> _Provided data_
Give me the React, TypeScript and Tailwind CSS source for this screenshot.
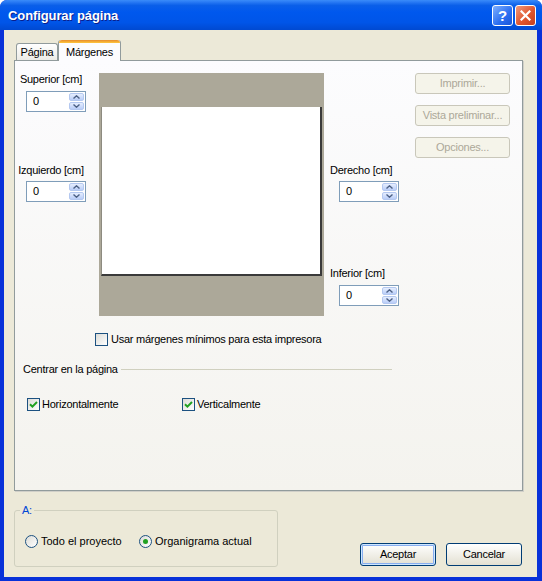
import React from "react";

function Arrow({ up }: { up: boolean }) {
  return (
    <svg width="7" height="4" viewBox="0 0 7 4">
      <path
        d={up ? "M0.5 3.5L3.5 0.8L6.5 3.5" : "M0.5 0.5L3.5 3.2L6.5 0.5"}
        fill="none"
        stroke="#4d6185"
        strokeWidth="1.4"
      />
    </svg>
  );
}

function Spinner() {
  return (
    <div className="flex h-[21px] w-[60px] border border-[#7f9db9] bg-white">
      <div className="flex-1 pl-[6px] text-[11px] leading-[19px]">0</div>
      <div className="flex w-[16px] flex-col gap-[1px] py-[1px] pr-[1px]">
        <div className="flex flex-1 items-center justify-center rounded-[2px] border border-[#b4c8f0] bg-gradient-to-b from-[#e6eefe] to-[#b9cdf8]">
          <Arrow up />
        </div>
        <div className="flex flex-1 items-center justify-center rounded-[2px] border border-[#b4c8f0] bg-gradient-to-b from-[#e6eefe] to-[#b9cdf8]">
          <Arrow up={false} />
        </div>
      </div>
    </div>
  );
}

function Check({ checked }: { checked?: boolean }) {
  return (
    <div className="flex h-[13px] w-[13px] shrink-0 items-center justify-center border border-[#1c5180] bg-gradient-to-br from-[#dcdcd7] to-white">
      {checked && (
        <svg width="9" height="9" viewBox="0 0 9 9">
          <path d="M1 4.3L3.4 6.7L8 2" fill="none" stroke="#21a121" strokeWidth="2" />
        </svg>
      )}
    </div>
  );
}

function Radio({ checked }: { checked?: boolean }) {
  return (
    <div className="flex h-[13px] w-[13px] shrink-0 items-center justify-center rounded-full border border-[#1c5180] bg-gradient-to-br from-[#dcdcd7] to-white">
      {checked && <div className="h-[5px] w-[5px] rounded-full bg-[#21a121]" />}
    </div>
  );
}

function DisabledButton({ label }: { label: string }) {
  return (
    <div className="flex h-[21px] w-[95px] items-center justify-center rounded-[3px] border border-[#c9c7ba] bg-[#f5f4ea] text-[11px] text-[#aca899]">
      {label}
    </div>
  );
}

export default function App() {
  return (
    <div className="flex h-[581px] w-[542px] flex-col overflow-hidden rounded-t-[7px] bg-[#0831d9] font-['Liberation_Sans',Arial,sans-serif] text-[11px] text-black">
      {/* Title bar */}
      <div className="flex h-[30px] shrink-0 items-center justify-between bg-[linear-gradient(180deg,#3a8cf9_0%,#2b7cf5_6%,#0a5fe9_18%,#0058ee_40%,#0055e8_75%,#0049d1_100%)] pl-[8px] pr-[6px]">
        <div className="text-[13px] font-bold leading-none tracking-[-0.1px] text-white [text-shadow:1px_1px_0_#0a1e8c]">
          Configurar página
        </div>
        <div className="flex gap-[2px]">
          <div className="flex h-[21px] w-[21px] items-center justify-center rounded-[3px] border border-white bg-[linear-gradient(135deg,#7fb0ff,#2a6df0_60%,#1a55d8)] text-[15px] font-bold leading-none text-white">
            ?
          </div>
          <div className="flex h-[21px] w-[21px] items-center justify-center rounded-[3px] border border-white bg-[linear-gradient(135deg,#f19a7c,#e0562f_55%,#c4401e)]">
            <svg width="11" height="11" viewBox="0 0 11 11">
              <path d="M1.5 1.5L9.5 9.5M9.5 1.5L1.5 9.5" stroke="white" strokeWidth="2.2" strokeLinecap="square" />
            </svg>
          </div>
        </div>
      </div>

      {/* Body */}
      <div className="flex flex-1 flex-col border-b-4 border-l-4 border-r-[5px] border-[#0831d9] bg-[#ece9d8] pl-[10px] pr-[15px] pt-[10px] tracking-[-0.25px]">
        {/* Tabs */}
        <div className="flex h-[20px] items-end pl-[2px]">
          <div className="flex h-[17px] w-[42px] items-center justify-center rounded-t-[3px] border border-b-0 border-[#919b9c] bg-gradient-to-b from-white to-[#ecebe6]">
            Página
          </div>
          <div className="relative z-10 -mb-px flex h-[21px] w-[63px] flex-col rounded-t-[3px] border-x border-[#919b9c] bg-[#fcfcfe]">
            <div className="h-[3px] rounded-t-[3px] bg-[linear-gradient(180deg,#e68b2c,#ffc73c)]" />
            <div className="flex flex-1 items-start justify-center pt-[1px]">Márgenes</div>
          </div>
        </div>

        {/* Panel */}
        <div className="flex h-[431px] w-[509px] flex-col border border-[#919b9c] bg-gradient-to-b from-[#fcfcfe] to-[#f4f3ee] shadow-[1px_1px_0_#d0cfc8]">
          <div className="flex items-start pt-[12px]">
            {/* Left column */}
            <div className="flex w-[72px] flex-col">
              <div className="text-center leading-[13px]">Superior [cm]</div>
              <div className="ml-[11px] mt-[5px]">
                <Spinner />
              </div>
              <div className="mt-[52px] text-center leading-[13px]">Izquierdo [cm]</div>
              <div className="ml-[11px] mt-[4px]">
                <Spinner />
              </div>
            </div>

            {/* Preview */}
            <div className="ml-[12px] flex h-[243px] w-[225px] flex-col bg-[#aca899] px-[2px] pt-[34px]">
              <div className="h-[169px] border-b-2 border-l border-r-2 border-b-[#3a3a3a] border-l-[#8d8b80] border-r-[#3a3a3a] bg-white" />
            </div>

            {/* Right labels */}
            <div className="ml-[6px] flex w-[70px] flex-col">
              <div className="mt-[91px] leading-[13px]">Derecho [cm]</div>
              <div className="ml-[9px] mt-[4px]">
                <Spinner />
              </div>
              <div className="mt-[65px] leading-[13px]">Inferior [cm]</div>
              <div className="ml-[9px] mt-[5px]">
                <Spinner />
              </div>
            </div>

            {/* Buttons */}
            <div className="ml-[15px] flex flex-col gap-[11px]">
              <DisabledButton label="Imprimir..." />
              <DisabledButton label="Vista preliminar..." />
              <DisabledButton label="Opciones..." />
            </div>
          </div>

          <div className="ml-[80px] mt-[17px] flex items-center gap-[3px]">
            <Check />
            <span className="leading-[13px]">Usar márgenes mínimos para esta impresora</span>
          </div>

          <div className="mt-[17px] flex w-[377px] items-center pl-[8px]">
            <span className="leading-[13px]">Centrar en la página</span>
            <div className="ml-[3px] h-px flex-1 bg-[#d0d0bf]" />
          </div>

          <div className="ml-[12px] mt-[22px] flex items-center">
            <div className="flex w-[155px] items-center gap-[2px]">
              <Check checked />
              <span className="leading-[13px]">Horizontalmente</span>
            </div>
            <div className="flex items-center gap-[2px]">
              <Check checked />
              <span className="leading-[13px]">Verticalmente</span>
            </div>
          </div>
        </div>

        {/* Bottom */}
        <div className="mt-[19px] flex items-end justify-between">
          <div className="relative h-[57px] w-[264px] rounded-[3px] border border-[#d0d0bf]">
            <span className="absolute left-[5px] top-[-7px] bg-[#ece9d8] px-[2px] leading-[13px] text-[#0046d5]">
              A:
            </span>
            <div className="flex items-center pl-[10px] pt-[24px] tracking-normal">
              <div className="flex w-[114px] items-center gap-[3px]">
                <Radio />
                <span className="leading-[13px]">Todo el proyecto</span>
              </div>
              <div className="flex items-center gap-[3px]">
                <Radio checked />
                <span className="leading-[13px]">Organigrama actual</span>
              </div>
            </div>
          </div>
          <div className="mb-[1px] flex gap-[10px]">
            <div className="flex h-[23px] w-[76px] items-center justify-center rounded-[3px] border border-[#003c74] bg-gradient-to-b from-white to-[#e3e0d2] shadow-[inset_0_0_0_1px_#cee7ff,inset_0_0_0_2px_#88aef0]">
              Aceptar
            </div>
            <div className="flex h-[23px] w-[76px] items-center justify-center rounded-[3px] border border-[#003c74] bg-gradient-to-b from-white to-[#e3e0d2]">
              Cancelar
            </div>
          </div>
        </div>
      </div>
    </div>
  );
}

> _Written instruction_
Up to and including the line with "import React from", copy the data above from its first line. Skip pictures.

> _Task answer_
Give me the React, TypeScript and Tailwind CSS source for this screenshot.
import React from "react";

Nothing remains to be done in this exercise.